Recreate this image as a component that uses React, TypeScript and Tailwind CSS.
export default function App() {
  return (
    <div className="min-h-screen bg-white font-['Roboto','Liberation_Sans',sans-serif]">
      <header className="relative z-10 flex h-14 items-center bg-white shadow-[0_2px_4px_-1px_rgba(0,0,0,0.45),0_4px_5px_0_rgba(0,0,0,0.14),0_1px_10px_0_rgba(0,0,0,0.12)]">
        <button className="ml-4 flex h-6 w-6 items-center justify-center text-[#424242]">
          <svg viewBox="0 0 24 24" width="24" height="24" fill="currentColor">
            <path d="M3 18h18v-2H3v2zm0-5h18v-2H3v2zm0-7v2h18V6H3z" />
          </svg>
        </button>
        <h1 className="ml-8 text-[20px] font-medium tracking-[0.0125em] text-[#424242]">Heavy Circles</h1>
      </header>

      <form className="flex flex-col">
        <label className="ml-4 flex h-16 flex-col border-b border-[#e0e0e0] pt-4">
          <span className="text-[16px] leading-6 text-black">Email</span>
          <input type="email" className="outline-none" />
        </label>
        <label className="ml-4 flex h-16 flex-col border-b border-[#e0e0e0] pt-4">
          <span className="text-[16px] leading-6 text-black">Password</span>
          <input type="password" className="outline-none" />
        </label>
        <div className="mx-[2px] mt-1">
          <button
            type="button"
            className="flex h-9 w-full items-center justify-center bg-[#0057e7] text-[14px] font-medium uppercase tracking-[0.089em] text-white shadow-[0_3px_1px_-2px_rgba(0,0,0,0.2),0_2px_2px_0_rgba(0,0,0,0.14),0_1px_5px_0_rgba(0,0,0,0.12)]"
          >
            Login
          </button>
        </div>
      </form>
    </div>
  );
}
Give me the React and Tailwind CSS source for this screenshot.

---

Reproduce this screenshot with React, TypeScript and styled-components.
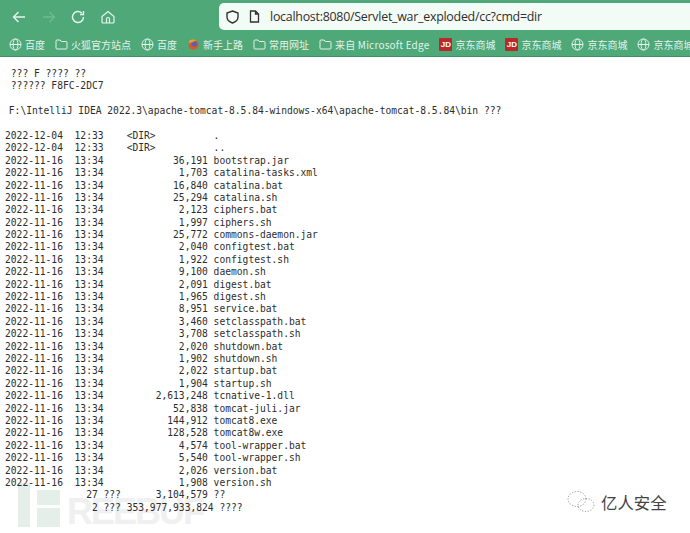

(INSTRUCTIONS FOR THE TASK)
With the first line being the one containing "Recreate this image" and the last line the one containing "Give me the", transcribe exactly the lines above that fall in that range.

(ANSWER FOR THIS EXERCISE)
Recreate this image as a component that uses React, TypeScript and Tailwind CSS.
export default function App() {
  return (
    <div className="min-h-screen bg-white font-['Roboto','Liberation_Sans',sans-serif]">
      <header className="relative z-10 flex h-14 items-center bg-white shadow-[0_2px_4px_-1px_rgba(0,0,0,0.45),0_4px_5px_0_rgba(0,0,0,0.14),0_1px_10px_0_rgba(0,0,0,0.12)]">
        <button className="ml-4 flex h-6 w-6 items-center justify-center text-[#424242]">
          <svg viewBox="0 0 24 24" width="24" height="24" fill="currentColor">
            <path d="M3 18h18v-2H3v2zm0-5h18v-2H3v2zm0-7v2h18V6H3z" />
          </svg>
        </button>
        <h1 className="ml-8 text-[20px] font-medium tracking-[0.0125em] text-[#424242]">Heavy Circles</h1>
      </header>

      <form className="flex flex-col">
        <label className="ml-4 flex h-16 flex-col border-b border-[#e0e0e0] pt-4">
          <span className="text-[16px] leading-6 text-black">Email</span>
          <input type="email" className="outline-none" />
        </label>
        <label className="ml-4 flex h-16 flex-col border-b border-[#e0e0e0] pt-4">
          <span className="text-[16px] leading-6 text-black">Password</span>
          <input type="password" className="outline-none" />
        </label>
        <div className="mx-[2px] mt-1">
          <button
            type="button"
            className="flex h-9 w-full items-center justify-center bg-[#0057e7] text-[14px] font-medium uppercase tracking-[0.089em] text-white shadow-[0_3px_1px_-2px_rgba(0,0,0,0.2),0_2px_2px_0_rgba(0,0,0,0.14),0_1px_5px_0_rgba(0,0,0,0.12)]"
          >
            Login
          </button>
        </div>
      </form>
    </div>
  );
}
Give me the React and Tailwind CSS source for this screenshot.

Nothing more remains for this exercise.